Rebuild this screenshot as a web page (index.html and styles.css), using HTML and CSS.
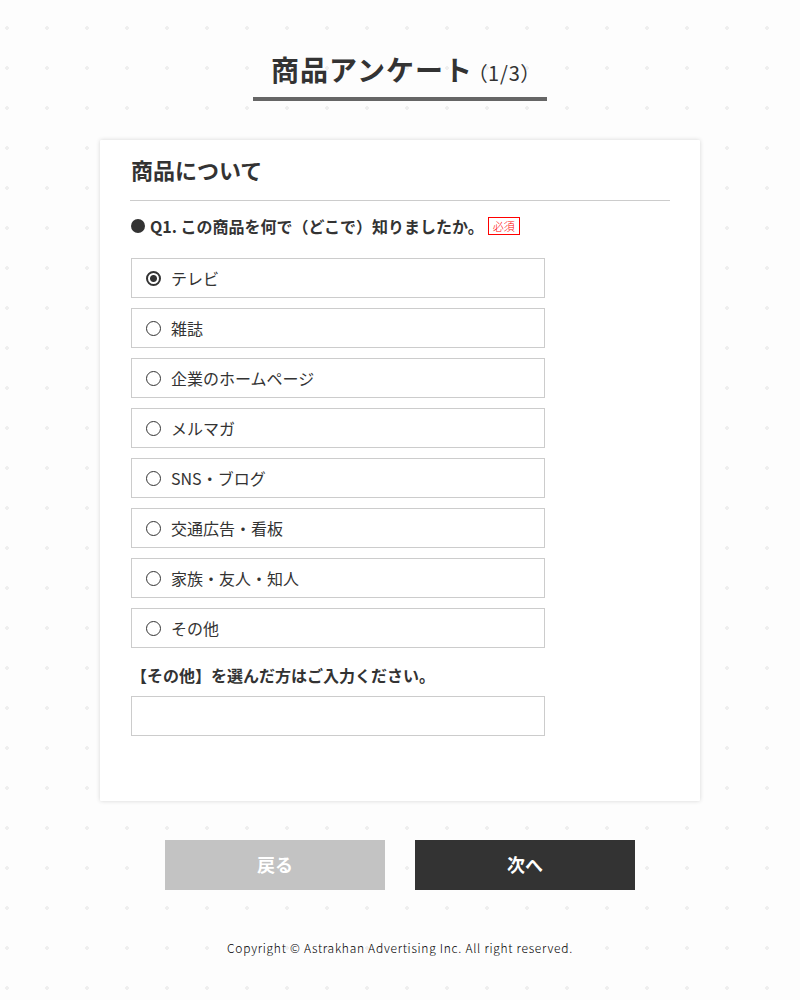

========================

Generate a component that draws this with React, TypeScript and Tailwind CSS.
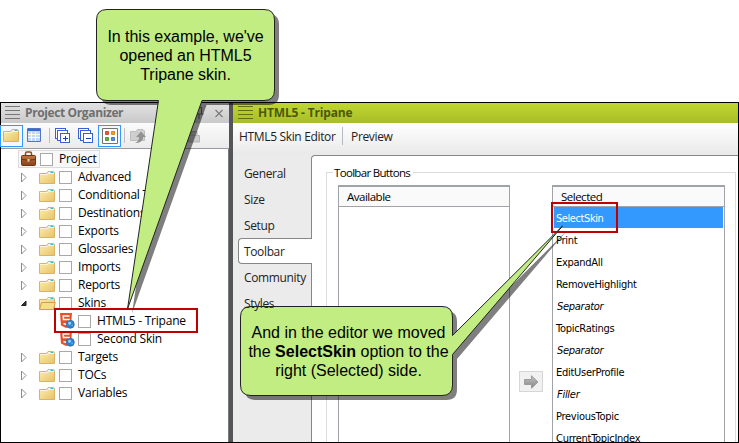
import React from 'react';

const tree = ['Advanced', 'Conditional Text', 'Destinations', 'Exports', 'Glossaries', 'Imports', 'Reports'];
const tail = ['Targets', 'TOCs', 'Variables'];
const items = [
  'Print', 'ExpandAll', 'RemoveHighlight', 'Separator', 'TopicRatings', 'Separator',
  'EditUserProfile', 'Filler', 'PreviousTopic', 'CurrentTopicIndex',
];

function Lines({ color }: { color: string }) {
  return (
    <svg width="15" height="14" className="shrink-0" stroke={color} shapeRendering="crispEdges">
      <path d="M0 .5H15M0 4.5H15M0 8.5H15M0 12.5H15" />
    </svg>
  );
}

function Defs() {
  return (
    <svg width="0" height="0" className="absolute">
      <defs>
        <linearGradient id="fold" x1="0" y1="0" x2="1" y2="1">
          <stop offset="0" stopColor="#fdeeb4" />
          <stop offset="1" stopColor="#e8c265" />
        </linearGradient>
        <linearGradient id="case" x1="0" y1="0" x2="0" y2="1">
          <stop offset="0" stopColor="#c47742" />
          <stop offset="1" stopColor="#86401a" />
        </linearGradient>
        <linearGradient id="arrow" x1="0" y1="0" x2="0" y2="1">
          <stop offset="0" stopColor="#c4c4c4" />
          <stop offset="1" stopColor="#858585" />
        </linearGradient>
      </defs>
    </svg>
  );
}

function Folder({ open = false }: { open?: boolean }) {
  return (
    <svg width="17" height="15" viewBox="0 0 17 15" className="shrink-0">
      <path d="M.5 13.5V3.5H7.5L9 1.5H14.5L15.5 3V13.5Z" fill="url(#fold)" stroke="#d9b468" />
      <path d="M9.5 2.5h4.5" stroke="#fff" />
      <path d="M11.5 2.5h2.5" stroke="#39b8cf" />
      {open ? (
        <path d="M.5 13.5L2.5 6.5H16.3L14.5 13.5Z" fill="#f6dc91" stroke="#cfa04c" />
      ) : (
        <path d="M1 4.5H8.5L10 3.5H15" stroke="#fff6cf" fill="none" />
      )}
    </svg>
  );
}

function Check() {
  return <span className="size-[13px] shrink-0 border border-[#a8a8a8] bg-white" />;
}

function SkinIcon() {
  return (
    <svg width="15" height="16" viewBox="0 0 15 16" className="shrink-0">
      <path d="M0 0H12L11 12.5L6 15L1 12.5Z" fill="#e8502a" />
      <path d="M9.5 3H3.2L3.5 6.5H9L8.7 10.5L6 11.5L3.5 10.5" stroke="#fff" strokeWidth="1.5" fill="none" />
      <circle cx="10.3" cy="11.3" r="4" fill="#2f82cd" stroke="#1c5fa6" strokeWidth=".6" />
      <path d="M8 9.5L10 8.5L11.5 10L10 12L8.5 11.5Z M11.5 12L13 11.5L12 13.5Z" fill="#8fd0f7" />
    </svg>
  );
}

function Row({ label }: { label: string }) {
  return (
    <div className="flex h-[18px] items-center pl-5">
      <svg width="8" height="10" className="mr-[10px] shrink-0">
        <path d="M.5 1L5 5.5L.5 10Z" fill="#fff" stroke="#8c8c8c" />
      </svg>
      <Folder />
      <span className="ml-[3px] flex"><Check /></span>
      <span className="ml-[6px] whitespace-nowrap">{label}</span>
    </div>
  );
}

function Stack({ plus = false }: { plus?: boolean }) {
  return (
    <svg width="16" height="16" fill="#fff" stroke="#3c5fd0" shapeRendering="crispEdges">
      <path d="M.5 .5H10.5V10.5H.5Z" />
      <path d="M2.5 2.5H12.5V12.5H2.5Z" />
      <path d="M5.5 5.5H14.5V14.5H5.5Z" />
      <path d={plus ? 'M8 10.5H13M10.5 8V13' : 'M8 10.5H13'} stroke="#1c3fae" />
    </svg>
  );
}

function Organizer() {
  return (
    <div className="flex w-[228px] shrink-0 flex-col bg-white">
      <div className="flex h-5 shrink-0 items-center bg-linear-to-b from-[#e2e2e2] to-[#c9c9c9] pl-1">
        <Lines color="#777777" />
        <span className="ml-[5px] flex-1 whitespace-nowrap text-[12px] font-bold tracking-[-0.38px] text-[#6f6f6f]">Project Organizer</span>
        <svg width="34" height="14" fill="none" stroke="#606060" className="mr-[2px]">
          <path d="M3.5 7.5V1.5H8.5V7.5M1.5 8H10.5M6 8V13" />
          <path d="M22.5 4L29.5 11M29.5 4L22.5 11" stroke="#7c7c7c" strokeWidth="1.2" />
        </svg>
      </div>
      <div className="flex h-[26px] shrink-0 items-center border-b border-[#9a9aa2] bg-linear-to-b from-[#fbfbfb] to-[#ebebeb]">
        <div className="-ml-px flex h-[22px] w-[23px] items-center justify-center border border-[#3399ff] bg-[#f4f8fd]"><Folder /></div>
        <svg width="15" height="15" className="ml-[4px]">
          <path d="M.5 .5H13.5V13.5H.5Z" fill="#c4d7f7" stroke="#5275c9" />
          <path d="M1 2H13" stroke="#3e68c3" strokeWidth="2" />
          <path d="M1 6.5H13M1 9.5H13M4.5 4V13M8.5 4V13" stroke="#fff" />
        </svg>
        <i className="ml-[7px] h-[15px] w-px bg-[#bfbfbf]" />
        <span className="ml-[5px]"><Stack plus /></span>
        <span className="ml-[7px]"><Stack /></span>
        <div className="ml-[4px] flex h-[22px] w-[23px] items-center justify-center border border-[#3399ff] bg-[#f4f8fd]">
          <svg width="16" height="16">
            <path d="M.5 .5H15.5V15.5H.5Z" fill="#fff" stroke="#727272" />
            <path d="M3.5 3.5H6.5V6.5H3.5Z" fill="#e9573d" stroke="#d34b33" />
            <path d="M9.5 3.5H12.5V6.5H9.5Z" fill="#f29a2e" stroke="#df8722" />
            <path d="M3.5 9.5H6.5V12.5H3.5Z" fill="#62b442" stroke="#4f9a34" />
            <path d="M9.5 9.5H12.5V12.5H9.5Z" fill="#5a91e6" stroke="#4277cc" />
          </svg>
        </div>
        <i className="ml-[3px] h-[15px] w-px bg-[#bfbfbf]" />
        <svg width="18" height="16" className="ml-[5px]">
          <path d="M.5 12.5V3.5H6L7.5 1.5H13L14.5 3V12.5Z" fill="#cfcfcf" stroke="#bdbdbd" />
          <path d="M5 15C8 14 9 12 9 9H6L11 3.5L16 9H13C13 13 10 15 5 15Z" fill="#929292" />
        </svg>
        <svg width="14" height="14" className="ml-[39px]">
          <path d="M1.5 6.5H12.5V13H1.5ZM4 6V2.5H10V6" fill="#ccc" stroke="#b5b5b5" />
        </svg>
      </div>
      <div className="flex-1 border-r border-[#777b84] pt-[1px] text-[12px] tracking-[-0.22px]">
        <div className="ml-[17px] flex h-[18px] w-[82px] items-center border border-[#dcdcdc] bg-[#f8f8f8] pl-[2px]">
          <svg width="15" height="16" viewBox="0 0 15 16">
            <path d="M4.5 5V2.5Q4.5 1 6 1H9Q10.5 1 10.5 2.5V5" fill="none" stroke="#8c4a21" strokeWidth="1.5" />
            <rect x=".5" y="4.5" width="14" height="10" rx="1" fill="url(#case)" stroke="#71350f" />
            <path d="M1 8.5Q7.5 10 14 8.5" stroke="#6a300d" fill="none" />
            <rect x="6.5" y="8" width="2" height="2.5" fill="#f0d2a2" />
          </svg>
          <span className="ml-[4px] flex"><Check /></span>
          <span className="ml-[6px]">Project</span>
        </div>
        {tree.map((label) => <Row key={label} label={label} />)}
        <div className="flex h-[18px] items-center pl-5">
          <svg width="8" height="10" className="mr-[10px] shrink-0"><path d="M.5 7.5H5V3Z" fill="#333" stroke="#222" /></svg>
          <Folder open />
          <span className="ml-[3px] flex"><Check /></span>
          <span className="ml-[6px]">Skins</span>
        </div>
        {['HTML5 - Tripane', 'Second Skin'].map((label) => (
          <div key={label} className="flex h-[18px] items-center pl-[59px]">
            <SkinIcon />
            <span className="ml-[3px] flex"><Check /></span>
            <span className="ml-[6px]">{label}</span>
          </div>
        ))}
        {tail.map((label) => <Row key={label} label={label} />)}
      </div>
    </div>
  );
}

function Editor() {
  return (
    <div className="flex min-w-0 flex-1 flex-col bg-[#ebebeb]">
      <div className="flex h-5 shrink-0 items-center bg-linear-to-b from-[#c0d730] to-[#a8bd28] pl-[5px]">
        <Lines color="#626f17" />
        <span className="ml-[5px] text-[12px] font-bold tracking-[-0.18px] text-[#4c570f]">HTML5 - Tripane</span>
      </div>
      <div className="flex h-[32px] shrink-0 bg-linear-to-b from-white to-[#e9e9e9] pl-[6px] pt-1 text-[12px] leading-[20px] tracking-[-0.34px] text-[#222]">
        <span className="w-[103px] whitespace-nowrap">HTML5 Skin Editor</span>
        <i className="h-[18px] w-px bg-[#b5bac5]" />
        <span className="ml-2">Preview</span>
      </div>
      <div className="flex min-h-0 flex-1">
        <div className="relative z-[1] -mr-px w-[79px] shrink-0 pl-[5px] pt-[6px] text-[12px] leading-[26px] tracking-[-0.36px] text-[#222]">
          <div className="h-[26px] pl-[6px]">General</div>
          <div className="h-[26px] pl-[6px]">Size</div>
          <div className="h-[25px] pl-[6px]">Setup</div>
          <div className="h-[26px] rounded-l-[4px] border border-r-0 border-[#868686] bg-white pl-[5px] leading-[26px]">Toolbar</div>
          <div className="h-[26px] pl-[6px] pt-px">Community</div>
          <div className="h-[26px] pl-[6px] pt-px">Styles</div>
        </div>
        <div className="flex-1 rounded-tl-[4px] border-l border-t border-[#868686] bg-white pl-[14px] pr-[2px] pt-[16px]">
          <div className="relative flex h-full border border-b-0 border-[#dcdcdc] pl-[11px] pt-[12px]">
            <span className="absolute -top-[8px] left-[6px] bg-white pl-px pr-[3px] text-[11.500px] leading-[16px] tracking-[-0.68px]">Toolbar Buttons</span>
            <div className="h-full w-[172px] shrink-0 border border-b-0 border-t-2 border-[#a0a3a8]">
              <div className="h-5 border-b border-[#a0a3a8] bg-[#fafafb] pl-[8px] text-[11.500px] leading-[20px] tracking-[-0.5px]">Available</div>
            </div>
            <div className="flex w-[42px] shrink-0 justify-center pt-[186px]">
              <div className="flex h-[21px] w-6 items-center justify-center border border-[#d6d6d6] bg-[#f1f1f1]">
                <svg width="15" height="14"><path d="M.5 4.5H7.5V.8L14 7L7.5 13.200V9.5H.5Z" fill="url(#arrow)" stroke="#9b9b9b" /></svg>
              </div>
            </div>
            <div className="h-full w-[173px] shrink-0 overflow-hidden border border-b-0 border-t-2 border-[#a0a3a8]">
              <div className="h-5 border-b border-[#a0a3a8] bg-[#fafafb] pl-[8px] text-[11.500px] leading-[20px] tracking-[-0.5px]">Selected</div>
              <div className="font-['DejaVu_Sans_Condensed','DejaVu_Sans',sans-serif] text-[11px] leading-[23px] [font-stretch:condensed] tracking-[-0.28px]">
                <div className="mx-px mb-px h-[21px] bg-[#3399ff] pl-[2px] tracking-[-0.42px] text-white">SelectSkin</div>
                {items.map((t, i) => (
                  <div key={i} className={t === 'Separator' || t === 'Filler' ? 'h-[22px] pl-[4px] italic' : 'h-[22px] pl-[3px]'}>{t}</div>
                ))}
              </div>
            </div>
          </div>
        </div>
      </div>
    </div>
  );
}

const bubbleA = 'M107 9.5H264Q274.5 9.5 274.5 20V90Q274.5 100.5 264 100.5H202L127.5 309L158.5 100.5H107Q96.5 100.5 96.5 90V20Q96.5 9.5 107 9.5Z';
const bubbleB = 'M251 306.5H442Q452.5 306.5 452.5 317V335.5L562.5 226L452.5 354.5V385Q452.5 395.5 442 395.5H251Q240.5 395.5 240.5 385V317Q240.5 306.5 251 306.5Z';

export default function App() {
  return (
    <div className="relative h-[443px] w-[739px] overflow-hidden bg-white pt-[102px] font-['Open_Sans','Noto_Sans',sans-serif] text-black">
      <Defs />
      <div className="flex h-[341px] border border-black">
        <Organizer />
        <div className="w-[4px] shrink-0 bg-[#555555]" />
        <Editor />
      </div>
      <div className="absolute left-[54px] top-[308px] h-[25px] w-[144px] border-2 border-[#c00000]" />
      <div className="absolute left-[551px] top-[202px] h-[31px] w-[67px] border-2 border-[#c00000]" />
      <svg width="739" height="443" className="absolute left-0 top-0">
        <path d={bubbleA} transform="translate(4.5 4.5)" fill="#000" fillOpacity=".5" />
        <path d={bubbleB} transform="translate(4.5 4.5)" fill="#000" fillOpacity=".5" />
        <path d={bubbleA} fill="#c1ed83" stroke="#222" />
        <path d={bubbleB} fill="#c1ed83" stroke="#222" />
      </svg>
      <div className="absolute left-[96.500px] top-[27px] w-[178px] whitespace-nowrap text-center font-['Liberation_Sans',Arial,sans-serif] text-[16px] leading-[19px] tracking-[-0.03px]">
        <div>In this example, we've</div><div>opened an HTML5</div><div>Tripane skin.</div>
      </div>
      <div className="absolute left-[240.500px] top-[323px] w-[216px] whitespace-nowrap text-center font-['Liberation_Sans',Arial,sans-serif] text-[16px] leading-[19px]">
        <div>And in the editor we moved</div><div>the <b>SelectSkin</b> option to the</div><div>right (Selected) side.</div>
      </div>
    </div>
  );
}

========================

Task to carry out » Every line in the data that holds "this" should be copied out.

Exercise output »
Rebuild this screenshot as a web page (index.html and styles.css), using HTML and CSS.
Generate a component that draws this with React, TypeScript and Tailwind CSS.
        <div>In this example, we've</div><div>opened an HTML5</div><div>Tripane skin.</div>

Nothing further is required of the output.